Selective lysosomal H2O2–ROS imaging with a naphthalimide probe forming hydroxylamine without overoxidation

Abstract

Hydrogen peroxide (H₂O₂) plays a central role in oxidative stress, signaling, and pathophysiology, yet its highly dynamic and compartmentalized distribution in living cells makes precise monitoring a major analytical challenge. Here, we present LysoH₂O₂, a naphthalimide-derived fluorescent probe specifically designed for lysosomal H₂O₂ detection and imaging. The probe exploits a selective transformation of an amine group into a hydroxylamine moiety upon reaction with H₂O₂, leading to a pronounced fluorescence enhancement. This molecular design integrates a lysosome-targeting unit to ensure subcellular specificity, enabling real-time visualization of H₂O₂ fluctuations in the lysosomal microenvironment.

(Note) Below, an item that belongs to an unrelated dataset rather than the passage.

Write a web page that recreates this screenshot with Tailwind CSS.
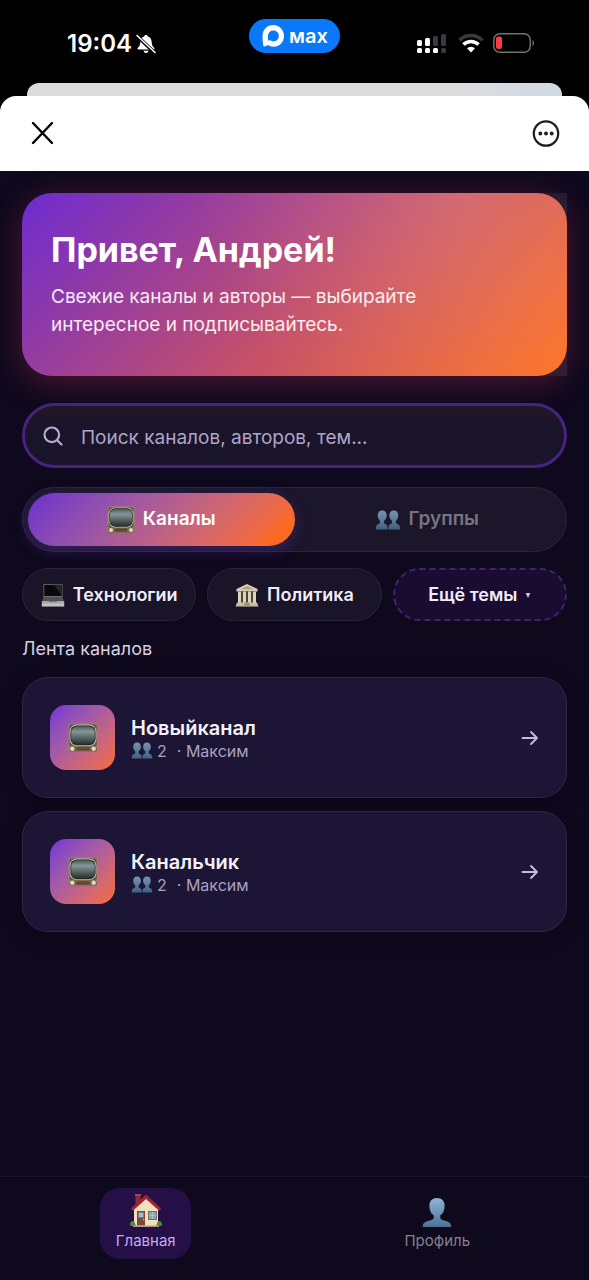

Confocal fluorescence microscopy demonstrates the ability of LysoH₂O₂ to track endogenous and exogenous H₂O₂ with high sensitivity and minimal cytotoxicity in living cells. Distinct from conventional boronate-based probes, LysoH₂O₂ employs a novel, biocompatible chemical transformation to achieve sensitive and selective monitoring of H₂O₂ within lysosomes.